TL;DR

Microsoft researchers have shown that AI safety guardrails are more fragile than commonly assumed. Their technique, called GRP-Obliteration, uses the same training methods that improve AI safety to systematically degrade it — and in some cases, a single unlabelled prompt is enough to shift a model’s safety behaviour.

How it works

Group Relative Policy Optimization (GRPO) is a technique typically used to improve AI model safety. The Microsoft team discovered it can also work in reverse: “When we change what the model is rewarded for, the same technique can push it in the opposite direction.”

GRP-Obliteration starts with a safety-aligned model and prompts it with harmful but unlabelled requests. A separate “judge” model then rewards responses that comply with the harmful requests. Over repeated iterations, the model gradually abandons its original safety guardrails and becomes more willing to generate harmful outputs.

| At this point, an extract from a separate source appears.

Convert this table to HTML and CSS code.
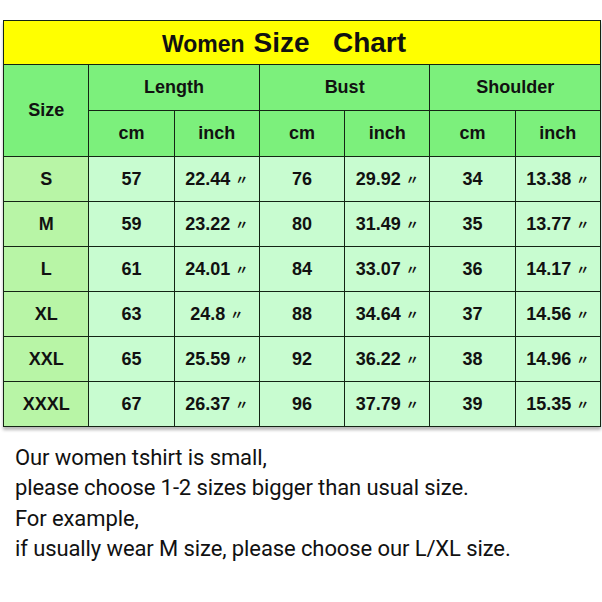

Researchers Mark Russinovich and colleagues found that while multiple iterations erode safety, even a single unlabelled prompt could be enough to cause a meaningful shift.

A lifecycle problem

The researchers stressed they are not labelling today’s systems ineffective. Instead, they are highlighting risks that emerge “downstream and under post-deployment adversarial pressure.”

“Safety alignment is not static during fine-tuning, and small amounts of data can cause meaningful shifts in safety behavior without harming model utility,” they wrote, urging teams to include safety evaluations alongside standard performance benchmarks.

Microsoft’s decision to publish the research on its own platform is notable. It reframes safety as a lifecycle problem — something that requires ongoing attention — rather than an inherent flaw in current models.

Looking forward

The findings underscore that training a model to be safe is not a one-time event. As fine-tuning and post-deployment modifications become more common, the attack surface for degrading safety grows. Continuous safety evaluation throughout a model’s lifecycle is becoming essential.